A tainted-milk scandal in China and e-coli-related recalls of tomatoes and salsa in the United States are drawing heightened attention to the need for consumer products (CP) companies to more closely manage and evaluate their supply chain risks on a global scale, while concurrently trying to improve efficiency and extract optimal value in troubled economic times.

Supply chain concerns, sustainability/social responsibility, branding imperatives, and an evolving regulatory environment are among the top issues facing consumer products companies in 2009. Factoring in a consumer spending slowdown in a maturing and troubled U.S. market, CP companies likely will find themselves playing a zero-sum game: The only way they will be able to grow significantly in the coming year is through strategic acquisitions or by stealing market share from competitors.

The CP sector has grown about 7 percent a year over the last five years, driven by emerging markets, mergers and acquisitions (M&A) and product innovation.
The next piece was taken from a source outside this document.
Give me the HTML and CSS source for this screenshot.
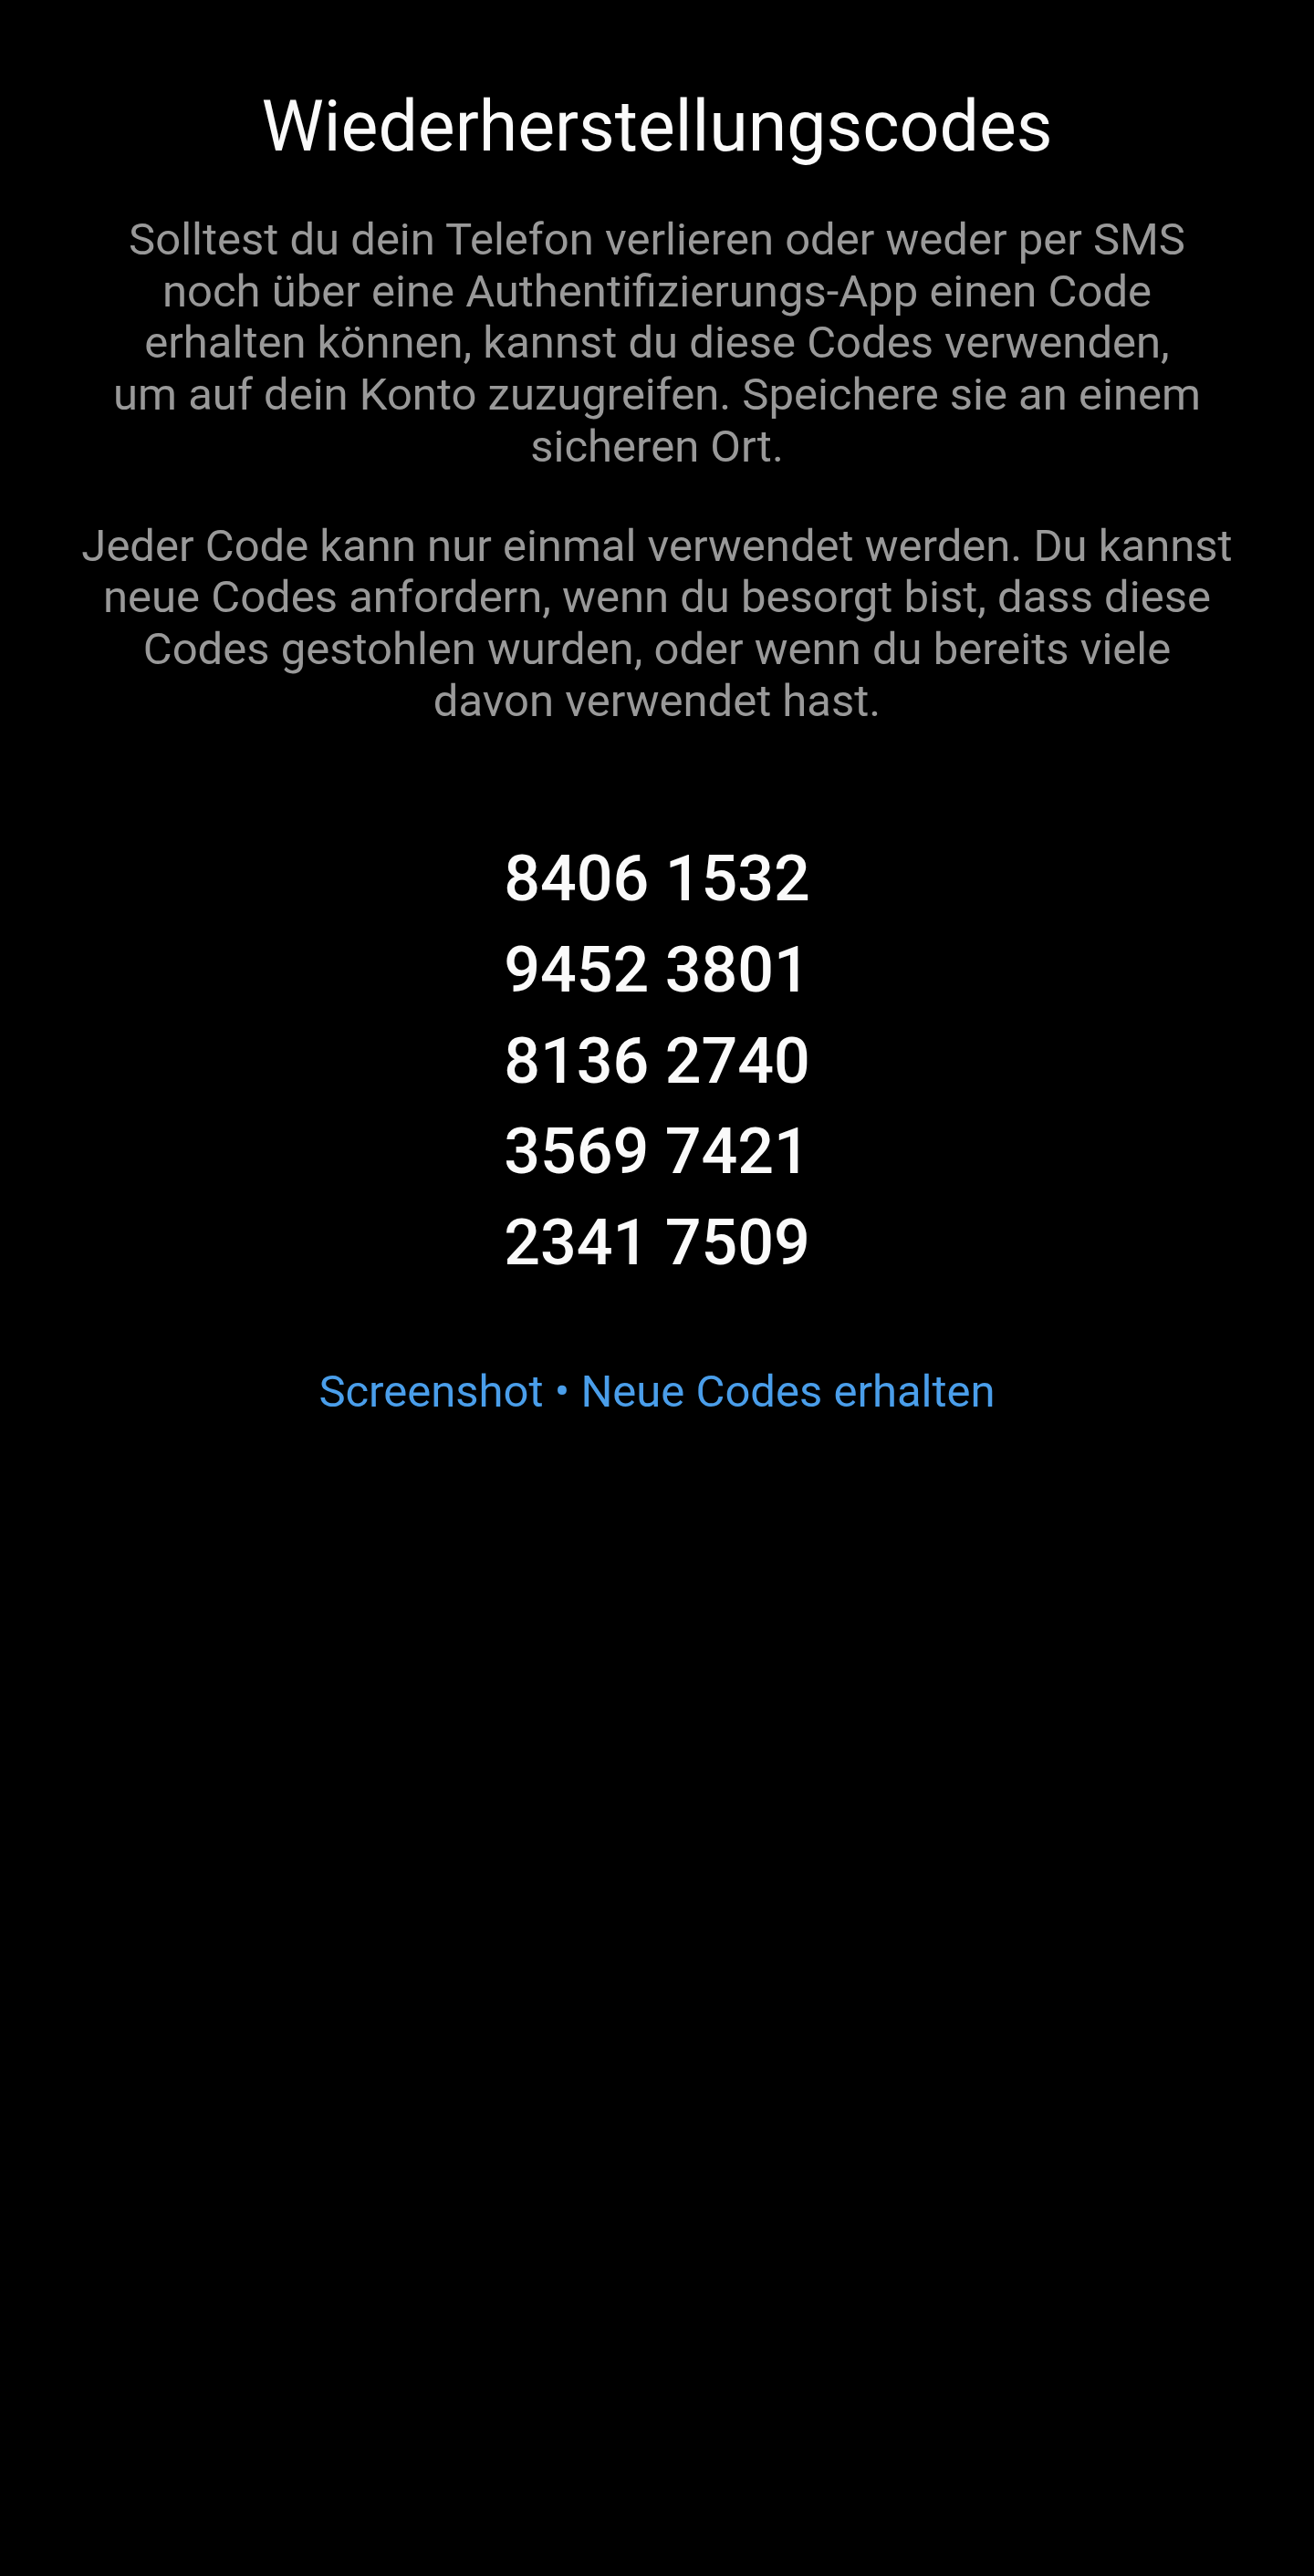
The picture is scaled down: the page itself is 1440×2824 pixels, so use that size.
FILE: index.html
```html
<!DOCTYPE html>
<html lang="de">
<head>
<meta charset="utf-8">
<title>Wiederherstellungscodes</title>
<link rel="stylesheet" href="styles.css">
</head>
<body>
<main class="page">
  <h1 class="title">Wiederherstellungscodes</h1>
  <p class="text">Solltest du dein Telefon verlieren oder weder per SMS<br>noch über eine Authentifizierungs-App einen Code<br>erhalten können, kannst du diese Codes verwenden,<br>um auf dein Konto zuzugreifen. Speichere sie an einem<br>sicheren Ort.</p>
  <p class="text">Jeder Code kann nur einmal verwendet werden. Du kannst<br>neue Codes anfordern, wenn du besorgt bist, dass diese<br>Codes gestohlen wurden, oder wenn du bereits viele<br>davon verwendet hast.</p>
  <ul class="codes">
    <li>8406 1532</li>
    <li>9452 3801</li>
    <li>8136 2740</li>
    <li>3569 7421</li>
    <li>2341 7509</li>
  </ul>
  <p class="links"><a class="link" href="#">Screenshot</a> • <a class="link" href="#">Neue Codes erhalten</a></p>
</main>
</body>
</html>
```
FILE: styles.css
```css
html, body {
  margin: 0;
  padding: 0;
  background: #000;
}
body {
  min-height: 2824px;
  font-family: Roboto, "Noto Sans", "Liberation Sans", sans-serif;
  color: #fff;
}
.page {
  display: flex;
  flex-direction: column;
  align-items: center;
  padding: 94px 60px 0;
  text-align: center;
}
.title {
  margin: 0;
  font-size: 77px;
  font-weight: 400;
  line-height: 90px;
  color: #fafafa;
}
.text {
  margin: 51px 0 0;
  font-size: 49px;
  line-height: 56.7px;
  color: #999999;
}
.text + .text {
  margin-top: 52px;
}
.codes {
  list-style: none;
  margin: 117px 0 0;
  padding: 0;
  font-size: 70px;
  font-weight: 500;
  line-height: 99.7px;
  color: #fafafa;
}
.links {
  margin: 85px 0 0;
  font-size: 49px;
  line-height: 56.7px;
  color: #4a9eea;
}
.link {
  color: #4a9eea;
  text-decoration: none;
}
```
Food & Beverage is its largest, most mature, subsector, followed by Agribusiness. Other subsectors include Household Products, and Apparel & Textiles. Despite top-line growth, CP companies face margin pressure from rising input costs, leading many to concentrate on cost-containment strategies, product reformulations and price increases to sustain profitable growth. A surge in commodity costs and a sluggish U.S. economy are expected to drag on sector growth in the coming years, although global growth continues to be strong. As a result, revenue for U.S. consumer products companies is forecast to grow less than 5 percent from 2008 to 2011. Many CP organizations are responding by focusing on growth in emerging markets, particularly the BRIC countries of Brazil, Russia, India and China, where retail sales and disposable income are growing at double-digit levels.

Among the top issues facing CP companies in 2009 are:

Supply chain complexity

Increasingly, supply chain management is an issue that is keeping CP executives up at night. Global sourcing and market expansion, consumer safety and quality concerns, and changing consumer preferences are creating a CP supply chain that is much more complex than in the past. Globalization places big challenges on companies to maintain quality levels while still maintaining reasonable cost structures. While companies want to leverage the cost benefits of investing in production capacity, especially in China and India, headline-grabbing recalls of products manufactured abroad are creating a need for CP companies to implement quality measures like those in the United States – or pay the price in worthless inventory, government fines, damaged reputation and lost market share. Similarly, increasing transportation costs and growing support for “green” initiatives are prompting CP companies to consider manufacturing their products closer to home.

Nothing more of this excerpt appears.